The meteor finally came for the dinosaurs, turns out.

Consolidation or Elimination: The Future of Recruitment Advertising

It will be interesting to see what happens to LinkedIn if Google decides to limit or completely decoup le from the entire Microsoft online ecosystem, a seemingly inevitable salvo in the ongoing AI arms race.

This would, of course, rob LinkedIn of its primary source of traffic and, unless Bing can finally become a thing (spoiler alert: it won’t), its ability to track, target and triangulate the PII of its purported 3 billion plus global users will be severely undercut, along with the value of its advertising solutions, which remain its primary source of revenue, by a significant margin.

Similarly, Indeed has lived its existence at the mercy of Google deprecating deduplicate content (or at one point, launching its own paid job ad product, which it turns out wasn’t as lucrative – or as simple – as simply continuing to collect the estimated $100M in annual ad spend generated for the search giant by Indeed, one of its largest advertisers.

That detente is now irrelevant, as Google plans to pretty much phase out cookies by the end of 2025, requiring companies to use their own data for online advertising instead of APIs and channel partners, meaning that the downstream revenue generated by aggregators like Indeed by hijacking job seeker traffic through a combination of SEO, paid media will likely end even before all those AI bets can pay off.

It also, ostensibly, means the death of “programmatic advertising,” at least in the recruitment advertising ecosystem; these platforms all rely heavily on the same sort of cross platform user data that Google is basically killing off; most of the “programmatic” vendors in recruitment advertising, after all, are impenetrable black boxes for any sort of data, from their algorithms to their attributable results. But most, if not all, leverage GDN – Google’s programmatic ad network – in some capacity.
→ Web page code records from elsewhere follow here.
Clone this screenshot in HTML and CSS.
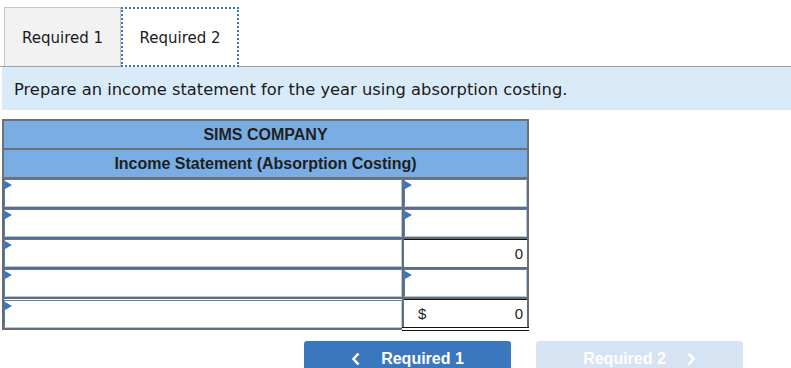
FILE: index.html
```html
<!DOCTYPE html>
<html lang="en">
<head>
    <meta charset="UTF-8">
    <title>Income Statement</title>
    <link rel="stylesheet" href="styles.css">
</head>
<body>
    <div class="tabs">
        <div class="tab">Required 1</div>
        <div class="tab active">Required 2</div>
    </div>
    <div class="info">Prepare an income statement for the year using absorption costing.</div>

    <table class="stmt">
        <tr><th colspan="2">SIMS COMPANY</th></tr>
        <tr><th colspan="2">Income Statement (Absorption Costing)</th></tr>
        <tr>
            <td class="label"><div class="field drop"></div></td>
            <td class="amt"><div class="field drop"></div></td>
        </tr>
        <tr>
            <td class="label"><div class="field drop"></div></td>
            <td class="amt"><div class="field drop"></div></td>
        </tr>
        <tr>
            <td class="label"><div class="field drop"></div></td>
            <td class="amt calc"><span></span><span>0</span></td>
        </tr>
        <tr>
            <td class="label"><div class="field drop"></div></td>
            <td class="amt"><div class="field drop"></div></td>
        </tr>
        <tr>
            <td class="label"><div class="field drop"></div></td>
            <td class="amt calc total"><span>$</span><span>0</span></td>
        </tr>
    </table>

    <div class="nav">
        <button class="btn prev">
            <svg width="10" height="14" viewBox="0 0 10 14"><polyline points="7.5,1.5 2.5,7 7.5,12.5" fill="none" stroke="#fff" stroke-width="2.6"/></svg>
            <span>Required 1</span>
        </button>
        <button class="btn next">
            <span>Required 2</span>
            <svg width="10" height="14" viewBox="0 0 10 14"><polyline points="2.5,1.5 7.5,7 2.5,12.5" fill="none" stroke="#fff" stroke-width="2.6"/></svg>
        </button>
    </div>
</body>
</html>
```

FILE: styles.css
```css
body {
    margin: 0;
    font-family: "DejaVu Sans", Verdana, sans-serif;
    color: #1a1a1a;
    background-color: #ffffff;
}

.tabs {
    display: flex;
    padding: 7px 0 0 4px;
    border-bottom: 1px solid #a0a0a0;
}

.tab {
    width: 115px;
    height: 58px;
    line-height: 60px;
    text-align: center;
    font-size: 15px;
    background-color: #f2f2f2;
    border: 1px solid #c6c6c6;
    border-bottom: none;
}

.tab.active {
    width: 114px;
    height: 56px;
    line-height: 58px;
    background-color: #ffffff;
    border: 2px dotted #3f74b6;
    margin-bottom: -1px;
}

.info {
    margin-left: 2px;
    height: 43px;
    line-height: 46px;
    padding-left: 12px;
    font-size: 16.3px;
    background-color: #d9ebf9;
}

.stmt {
    margin: 9px 0 0 2px;
    width: 527px;
    border-collapse: collapse;
    font-family: "Liberation Sans", Arial, sans-serif;
}

.stmt th {
    height: 27px;
    padding: 0;
    font-size: 16px;
    font-weight: bold;
    color: #1f1f1f;
    background-color: #79ade3;
    border: 2px solid #707070;
}

.stmt td {
    height: 28px;
    padding: 0;
    border: 2px solid #6b6b6b;
}

.stmt .label {
    width: 398px;
}

.field {
    position: relative;
    height: 26px;
    border: 1px solid #4a7dc2;
    border-bottom-color: #a9c9ee;
    border-right-color: #a9c9ee;
    background-color: #ffffff;
}

.drop::before {
    content: "";
    position: absolute;
    left: 0;
    top: 1px;
    border-top: 4px solid transparent;
    border-bottom: 4px solid transparent;
    border-left: 7px solid #3b74bd;
}

.stmt td.calc {
    font-size: 15px;
    color: #222;
    line-height: 26px;
    padding: 2px 4px 0 14px;
    height: 26px;
    box-shadow: inset 0 1px 0 #111;
}

.calc span {
    display: inline-block;
}

.calc span:last-child {
    float: right;
}

.stmt td.total {
    border-bottom: 4px double #111;
    height: 24px;
}

.nav {
    display: flex;
    gap: 25px;
    margin: 10px 0 0 304px;
}

.btn {
    display: flex;
    align-items: center;
    justify-content: center;
    gap: 20px;
    width: 207px;
    height: 36px;
    padding: 0;
    border: none;
    border-radius: 3px;
    font-family: "Liberation Sans", Arial, sans-serif;
    font-size: 16px;
    font-weight: bold;
    color: #ffffff;
    cursor: pointer;
}

.prev {
    background-color: #3a77bd;
}

.next {
    background-color: #d6e3f2;
}
```
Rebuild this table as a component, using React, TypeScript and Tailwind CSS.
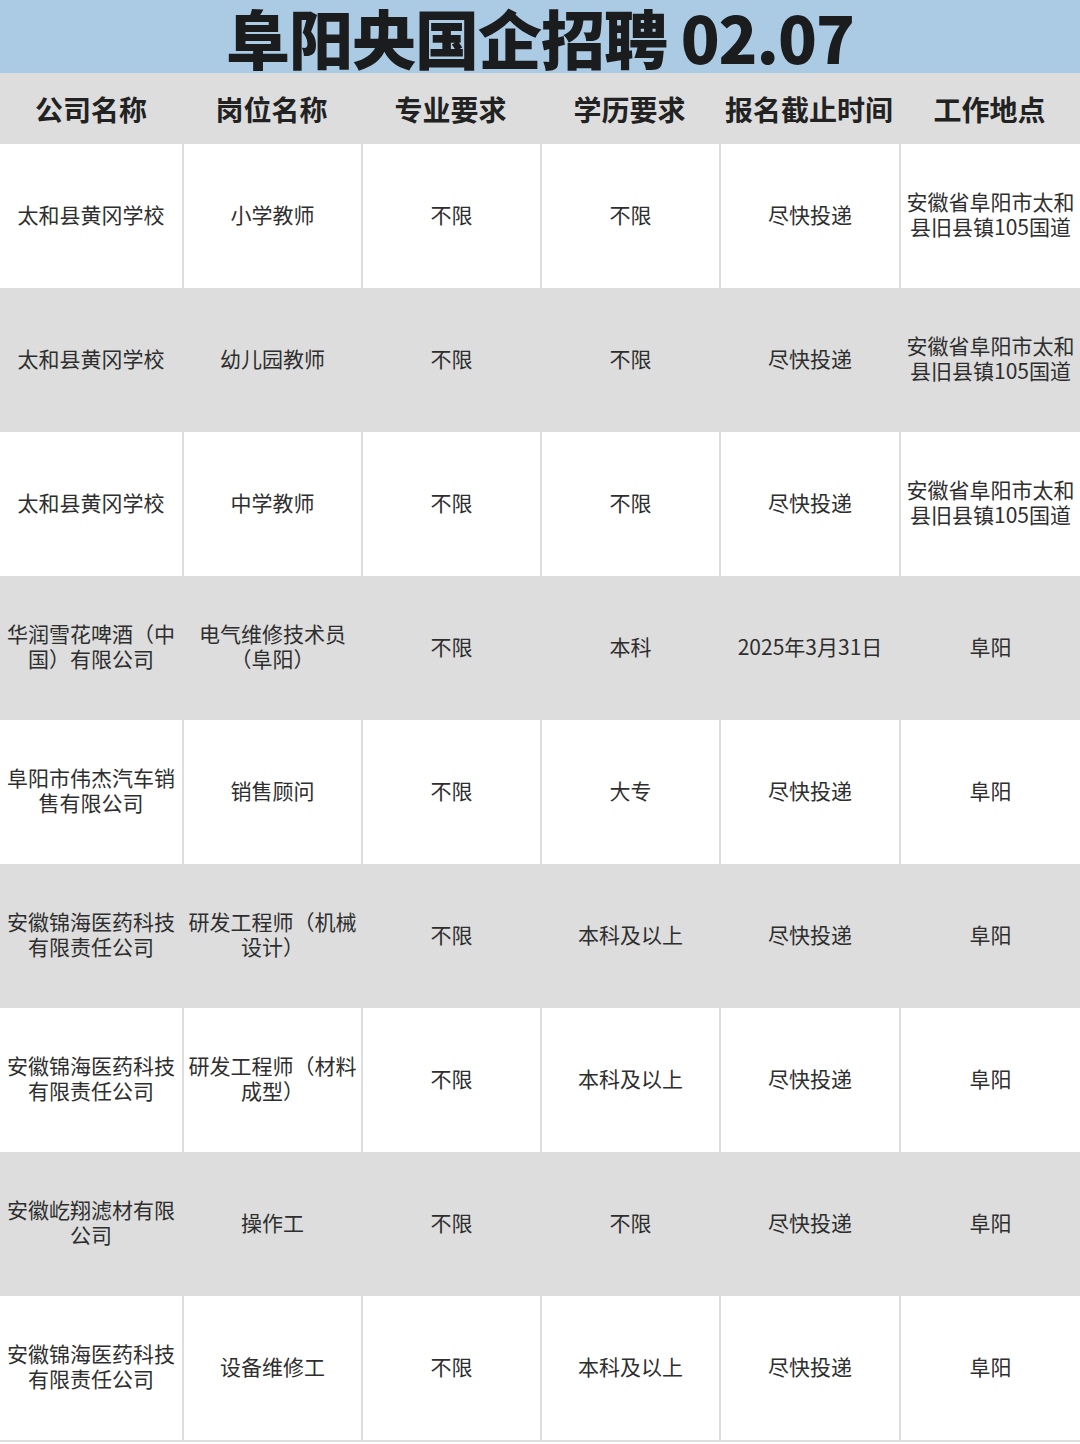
const FONT = "font-['Noto_Sans_CJK_SC','Noto_Sans',sans-serif]";

const headers = ['公司名称', '岗位名称', '专业要求', '学历要求', '报名截止时间', '工作地点'];

const rows: string[][] = [
  ['太和县黄冈学校', '小学教师', '不限', '不限', '尽快投递', '安徽省阜阳市太和县旧县镇105国道'],
  ['太和县黄冈学校', '幼儿园教师', '不限', '不限', '尽快投递', '安徽省阜阳市太和县旧县镇105国道'],
  ['太和县黄冈学校', '中学教师', '不限', '不限', '尽快投递', '安徽省阜阳市太和县旧县镇105国道'],
  ['华润雪花啤酒（中国）有限公司', '电气维修技术员（阜阳）', '不限', '本科', '2025年3月31日', '阜阳'],
  ['阜阳市伟杰汽车销售有限公司', '销售顾问', '不限', '大专', '尽快投递', '阜阳'],
  ['安徽锦海医药科技有限责任公司', '研发工程师（机械设计）', '不限', '本科及以上', '尽快投递', '阜阳'],
  ['安徽锦海医药科技有限责任公司', '研发工程师（材料成型）', '不限', '本科及以上', '尽快投递', '阜阳'],
  ['安徽屹翔滤材有限公司', '操作工', '不限', '不限', '尽快投递', '阜阳'],
  ['安徽锦海医药科技有限责任公司', '设备维修工', '不限', '本科及以上', '尽快投递', '阜阳'],
];

// column widths read off the reference's divider lines
const COLS = 'grid grid-cols-[182px_179px_179px_179px_180px_181px]';

export default function App() {
  return (
    <div className={`${FONT} w-[1080px] h-[1444px] bg-white overflow-hidden`}>
      <div className="h-[73px] bg-[#abcbe5] flex justify-center">
        <h1 className="text-[64px] leading-[72px] font-black text-[#1b1c1e] tracking-[-1px]">
          阜阳央国企招聘 02.07
        </h1>
      </div>

      <div className={`h-[71px] bg-[#dddddd] ${COLS}`}>
        {headers.map((h) => (
          <div key={h} className="flex items-center justify-center text-[28px] font-bold text-[#222222]">
            {h}
          </div>
        ))}
      </div>

      {rows.map((row, i) => (
        <div key={i} className={`h-[144px] ${COLS} ${i % 2 === 1 ? 'bg-[#dddddd]' : 'bg-white'}`}>
          {row.map((cell, j) => (
            <div
              key={j}
              className={`flex items-center justify-center px-[4px] pb-[4px] text-center text-[21px] leading-[25px] text-[#2e2e2e] ${
                j > 0 ? 'border-l-2 border-[#dddddd]' : ''
              }`}
            >
              {cell}
            </div>
          ))}
        </div>
      ))}
      <div className="h-[2px] bg-[#dddddd]" />
    </div>
  );
}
Many “programmatic vendors” in the TA industry are also, in a dirty secret everyone but employers kind knows, effectively Google Ad shops making money off a lucrative and closed market that’s facing an imminent embargo by its sole trading partner outside of the cabal of “programmatic providers” living, quite literally, on the margins.

They’re still pretty good, after all; US employers spent over $60B on job ads last year alone, proving that there’s still a market for the most specious, transactional and, at this point, mandatory part of the hiring process. It’s just that the value chain is slowly, inevitably, shortening.

Which means the future of recruitment advertising, likely, looks a lot like consumer advertising does today. And that old cliche about how your candidates are your customers will finally stop being a nicety and start being a reality.

In the meantime, pour one out for Monster, CareerBuilder, and the end of an era in talent acquisition and recruitment.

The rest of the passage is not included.